From a user perspective, CVMFS is often the fastest way to access large shared scientific software stacks because repositories are mounted read-only, fetched on demand, and cached locally.

Pros

  • Fast access to large software stacks: You can use pre-installed tools without rebuilding a large container or reinstalling packages in every session.
  • On-demand, cached delivery: CVMFS fetches only the files you actually touch, then reuses them from cache, which is efficient for interactive work.
  • Consistent shared environments: The same published software stack can be exposed across many systems, which helps reproducibility and collaboration.
  • Curated by maintainers: Shared stacks are typically built and maintained by dedicated teams, which reduces user setup burden for common tools.
  • Works well with containers: A small container can provide the runtime base while CVMFS provides the heavy software stack.

Trade-offs

  • Read-only applies to /cvmfs, not your workspace: You cannot install into /cvmfs, but you can still install in your home/project space (on CANFAR, under mounted /arc) or build software into your own container.
  • First use can be slower: Initial access may take longer while metadata/files are fetched and cached; repeated use is usually faster.
  • What is available depends on maintainers: If a package/version is not published in the shared repository, you may need a local environment or custom container.
  • Site-specific tooling may vary: On CANFAR/Alliance, using CVMFS software often involves environment modules (module load); other CVMFS deployments may use different setup methods.
  • Custom environments are still important: For writable installs, rapid iteration, or tightly pinned dependencies, use a virtualenv/conda env in your workspace and/or a custom container on top of the shared stack.

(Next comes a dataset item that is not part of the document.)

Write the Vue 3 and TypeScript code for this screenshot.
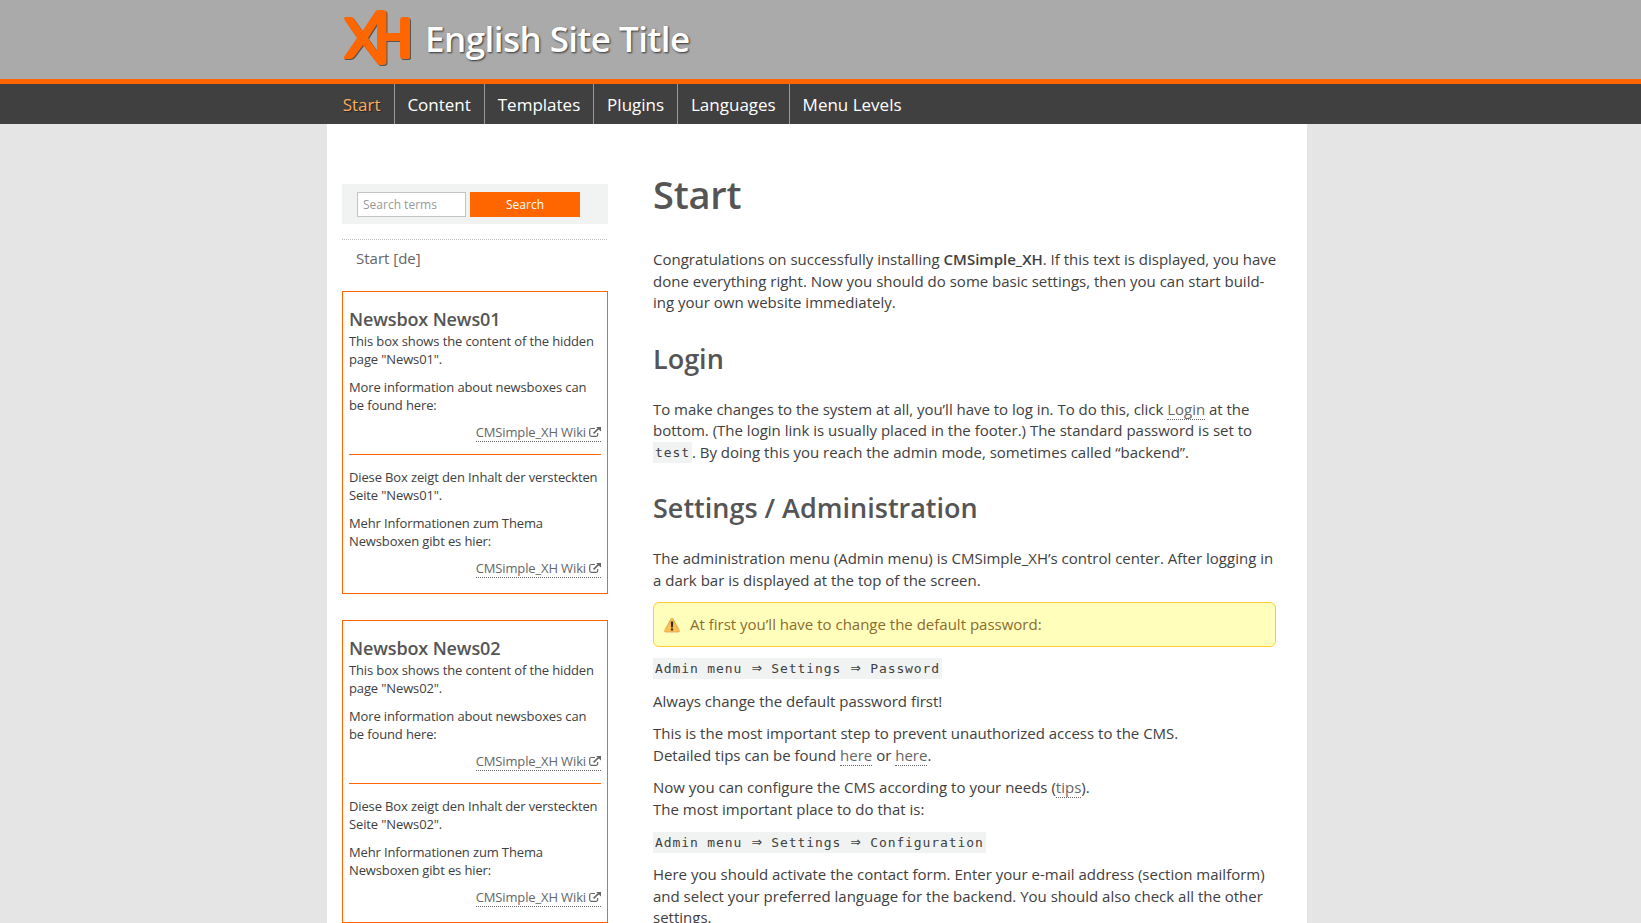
<script setup lang="ts">
const nav: string[] = ['Start', 'Content', 'Templates', 'Plugins', 'Languages', 'Menu Levels']
const boxes: string[] = ['News01', 'News02']
</script>

<template>
  <div class="site">
    <header class="top">
      <div class="wrap brand">
        <svg class="logo" width="70" height="60" viewBox="0 0 70 60">
          <path
            class="mark"
            fill-rule="evenodd"
            d="M1 9Q1 7 3 7H8Q10 7 11 9L19.5 21L32 2Q33 0 35 0H40Q43.5 0 43.5 3V23H57V10Q57 7 60 7H64Q67 7 67 10V47Q67 49 64 49H60Q57 49 57 46V31H43.5V52Q43.5 55 40 55H37Q35 55 34 53L20 35L11 47Q9 49 7 49H2Q0 49 1 47L14 28ZM34 14L25 28L34 41Z"
          />
        </svg>
        <div class="title">English Site Title</div>
      </div>
    </header>
    <nav class="bar">
      <ul class="wrap menu">
        <li v-for="(item, i) in nav" :key="item" :class="{ current: i === 0 }"><span>{{ item }}</span></li>
      </ul>
    </nav>
    <div class="page">
      <aside class="side">
        <form class="search" @submit.prevent>
          <input type="text" placeholder="Search terms" />
          <button type="submit">Search</button>
        </form>
        <div class="lang">Start [de]</div>
        <section v-for="name in boxes" :key="name" class="news">
          <h3>Newsbox {{ name }}</h3>
          <p>This box shows the content of the hidden<br />page "{{ name }}".</p>
          <p>More information about newsboxes can<br />be found here:</p>
          <p class="more">
            <a>CMSimple_XH Wiki<svg class="ext" width="12" height="10" viewBox="0 0 12 10"><path d="M6 1.5H2.3Q.7 1.5 .7 3V7.8Q.7 9.3 2.3 9.3H7.2Q8.7 9.3 8.7 7.8V6" /><path d="M4.5 6.3L9.5 1.6" class="thick" /><path d="M7.2 0H12V4.6Z" class="head" /></svg></a>
          </p>
          <hr />
          <p>Diese Box zeigt den Inhalt der versteckten<br />Seite "{{ name }}".</p>
          <p>Mehr Informationen zum Thema<br />Newsboxen gibt es hier:</p>
          <p class="more">
            <a>CMSimple_XH Wiki<svg class="ext" width="12" height="10" viewBox="0 0 12 10"><path d="M6 1.5H2.3Q.7 1.5 .7 3V7.8Q.7 9.3 2.3 9.3H7.2Q8.7 9.3 8.7 7.8V6" /><path d="M4.5 6.3L9.5 1.6" class="thick" /><path d="M7.2 0H12V4.6Z" class="head" /></svg></a>
          </p>
        </section>
      </aside>
      <main class="content">
        <h1>Start</h1>
        <p>Congratulations on successfully installing <b>CMSimple_XH</b>. If this text is displayed, you have<br />done everything right. Now you should do some basic settings, then you can start build-<br />ing your own website immediately.</p>
        <h2>Login</h2>
        <p><span class="tight">To make changes to the system at all, you’ll have to log in. To do this, click <a>Login</a> at the</span><br />bottom. (The login link is usually placed in the footer.) The standard password is set to<br /><code>test</code>. By doing this you reach the admin mode, sometimes called “backend”.</p>
        <h2>Settings / Administration</h2>
        <p>The administration menu (Admin menu) is CMSimple_XH’s control center. After logging in<br />a dark bar is displayed at the top of the screen.</p>
        <div class="warning">
          <svg width="16" height="16" viewBox="0 0 16 16">
            <path d="M8 1.2Q8.8 1.2 9.2 2L15.3 13.4Q15.9 15 14.4 15H1.6Q.1 15 .7 13.4L6.8 2Q7.2 1.2 8 1.2Z" fill="#fdc04c" stroke="#d9a05b" stroke-width=".8" />
            <path d="M6.8 4.6H9.2L8.9 10.4H7.1ZM6.9 11.4H9.1V13.5H6.9Z" fill="#2d2d2d" />
          </svg>
          <span>At first you’ll have to change the default password:</span>
        </div>
        <p><code>Admin menu <i>⇒</i> Settings <i>⇒</i> Password</code></p>
        <p>Always change the default password first!</p>
        <p>This is the most important step to prevent unauthorized access to the CMS.<br />Detailed tips can be found <a>here</a> or <a>here</a>.</p>
        <p>Now you can configure the CMS according to your needs (<a>tips</a>).<br />The most important place to do that is:</p>
        <p><code>Admin menu <i>⇒</i> Settings <i>⇒</i> Configuration</code></p>
        <p>Here you should activate the contact form. Enter your e-mail address (section mailform)<br />and select your preferred language for the backend. You should also check all the other<br />settings.</p>
      </main>
    </div>
  </div>
</template>

<style>
body {
  background: #e5e5e5;
  overflow: hidden;
}
</style>

<style scoped>
.site {
  box-sizing: border-box;
  height: 923px;
  overflow: hidden;
  display: flex;
  flex-direction: column;
  background: #e5e5e5;
  color: #404040;
  font-family: "Open Sans", "Noto Sans", sans-serif;
  font-size: 15px;
  white-space: nowrap;
}
.wrap {
  box-sizing: border-box;
  width: 980px;
  margin: 0 0 0 327px;
}
.top {
  flex: none;
  height: 79px;
  background: #aaa;
  border-bottom: 5px solid #f60;
}
.brand {
  display: flex;
  padding: 10px 0 0 15.5px;
}
.logo {
  filter: drop-shadow(1px 1px 0.5px #555);
}
.mark {
  fill: #f60;
}
.title {
  margin: 3px 0 0 12.5px;
  font-size: 35px;
  line-height: 52px;
  font-weight: 600;
  letter-spacing: -0.55px;
  color: #fff;
  text-shadow: 1px 1px 2px #333;
}
.bar {
  flex: none;
  height: 40px;
  background: #404040;
}
.menu {
  display: flex;
  padding: 0 0 0 3px;
  list-style: none;
}
.menu li {
  height: 40px;
  padding: 0 13.2px 0 12.7px;
  border-right: 1px solid #999;
  color: #fff;
  font-size: 17px;
  line-height: 42px;
}
.menu li:last-child {
  border: 0;
}
.menu .current {
  color: #fdae5b;
  text-shadow: 1px 1px 1px #222;
}
.page {
  flex: 1;
  min-height: 0;
  box-sizing: border-box;
  width: 980px;
  margin-left: 327px;
  padding-left: 15px;
  display: flex;
  gap: 45px;
  background: #fff;
}
.side {
  width: 266px;
  padding-top: 60px;
}
.search {
  display: flex;
  box-sizing: border-box;
  height: 40px;
  gap: 4px;
  padding: 8px 0 0 15px;
  margin-bottom: 15px;
  background: #f1f3f2;
}
.search input,
.search button {
  box-sizing: border-box;
  height: 25px;
  margin: 0;
  font: 12px "Open Sans", sans-serif;
}
.search input {
  width: 109px;
  padding: 0 5px;
  border: 1px solid #c4c4c4;
  background: #fff;
}
.search input::placeholder {
  color: #999;
}
.search button {
  width: 110px;
  border: 0;
  padding: 0;
  background: #f60;
  color: #fff;
}
.lang {
  width: 251px;
  height: 43px;
  padding: 8px 0 0 14px;
  border-top: 1px dotted #bbb;
  line-height: 20px;
  color: #666;
}
.news {
  box-sizing: border-box;
  height: 303px;
  padding: 16px 6px 0;
  margin-bottom: 25.7px;
  border: 1px solid #f60;
  font-size: 13px;
  line-height: 18px;
  letter-spacing: -0.13px;
}
.news h3 {
  margin: 0 0 1px;
  font-size: 18px;
  line-height: 23px;
  font-weight: 600;
  color: #555;
}
.news p {
  margin: 0 0 10px;
}
.news .more {
  text-align: right;
  margin: -1px 0 0;
}
a {
  color: #666;
  border-bottom: 1px dotted #666;
}
.ext {
  margin-left: 3px;
  fill: none;
  stroke: #666;
  stroke-width: 1.2;
}
.ext .thick {
  stroke-width: 1.6;
}
.ext .head {
  fill: #666;
  stroke: none;
}
.news hr {
  height: 1px;
  margin: 13px 0;
  border: 0;
  background: #f60;
}
.content {
  width: 623px;
  padding-top: 47px;
  line-height: 21.6px;
}
h1,
h2 {
  color: #555;
  font-weight: 600;
}
h1 {
  margin: 0 0 32px;
  font-size: 38px;
  letter-spacing: -0.2px;
  line-height: 46px;
}
h2 {
  margin: 28px 0 22.8px;
  font-size: 27px;
  line-height: 34px;
}
.content p {
  margin: 0 0 11px;
}
.tight {
  letter-spacing: -0.025px;
}
b {
  font-weight: 600;
}
code {
  display: inline-block;
  box-sizing: border-box;
  height: 21px;
  line-height: 20px;
  padding: 1px 2px 0;
  vertical-align: top;
  background: #f1f3f2;
  font-family: "DejaVu Sans Mono", monospace;
  font-size: 13px;
  letter-spacing: 0.9px;
}
code i {
  display: inline-block;
  width: 11.6px;
  font-style: normal;
  font-size: 17px;
  line-height: 16px;
  letter-spacing: 0;
  text-align: center;
}
.warning {
  display: flex;
  align-items: center;
  box-sizing: border-box;
  height: 45px;
  gap: 10px;
  padding: 1px 10px 0;
  margin: -0.5px 0 11.2px;
  border: 1px solid #fc3;
  border-radius: 6px;
  background: #ffb;
  color: #8b6b2e;
}
</style>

Common Gotcha: Browsing /cvmfs

A common surprise is that running ls /cvmfs may appear empty. This is because repositories are mounted lazily only when you access a known path. You cannot simply browse /cvmfs like a normal directory to discover software.

Practical remedies:

  • Use documented repository paths: On CANFAR, always start with /cvmfs/soft.computecanada.ca/.
  • Provide shortcuts in docs/examples: Include copy/paste-ready source and module commands in your own team's documentation to avoid guesswork.

🧠 Advanced: CVMFS + Containers (Hybrid Model)

In modern platforms, CVMFS usually complements containers rather than replacing them: a small container image provides the base OS/runtime, CVMFS provides large shared software trees on demand, and your home/project storage remains the writable layer for notebooks, code, and custom packages. This hybrid approach improves startup time and reduces image size while preserving flexibility for user-specific environments.

On CANFAR, CVMFS caching happens on the Kubernetes worker node and is shared by sessions running on that node. This means one user's first access to a tool may warm the cache for later sessions scheduled on the same node, while a newly scaled or different node may behave like a cold cache.

Platform Evolution

Where this can go next:

  • Richer shared environments: Publish more curated stacks (for example, domain-specific Python/Conda environments) for common workflows.
  • Team-maintained software repositories: Small groups can publish and version their own CVMFS software trees (with appropriate operational support), reducing reliance on one central software stack.
  • Container + CVMFS hybrid workflows: Keep containers small and stable, and move large, frequently reused software into CVMFS for faster startup and less image churn.
  • Improved cache/proxy topology: Node-local caches plus local HTTP proxy caches can significantly reduce repeated downloads and external bandwidth usage at scale.
  • Collaborative reproducibility: Treat CVMFS-published stacks as versioned, documented shared environments, while keeping writable collaboration artifacts (code, notebooks, data products) in /arc or other project storage.

Pointers for Advanced Readers

🛠️ Accessing the Software

The Alliance software stack is mounted at /cvmfs/soft.computecanada.ca/. Accessing it is a two-step process:

  1. Initialize the environment: Source the profile to enable module commands.
  2. Load your software: Use module load to add specific packages to your path.

Example: Before vs. After CVMFS

Suppose you need a specific Python version or a package not included in the standard astroml container.

Notice that the environment is limited to what is pre-installed in your container.

# Current python version might be 3.12
python --version
# Output: Python 3.12.x

Source the Alliance bash profile to enable the environment module system.

source /cvmfs/soft.computecanada.ca/config/profile/bash.sh

Search for the software you need and load it.

# See available python versions
module avail python

# Load Python 3.10
module load python/3.10

Verify that your environment has changed.

python --version
# Output: Python 3.10.x

🔗 Learning More

The Alliance provides extensive documentation on their software environment. Since CANFAR mounts the same CVMFS repositories, these guides apply directly to your sessions:

Persistence

Environment changes made via module load are session-specific. If you want specific modules to be loaded every time you open a terminal, you can add the source and module load commands to your ~/.bashrc file (located in /arc/home/[user]/.bashrc).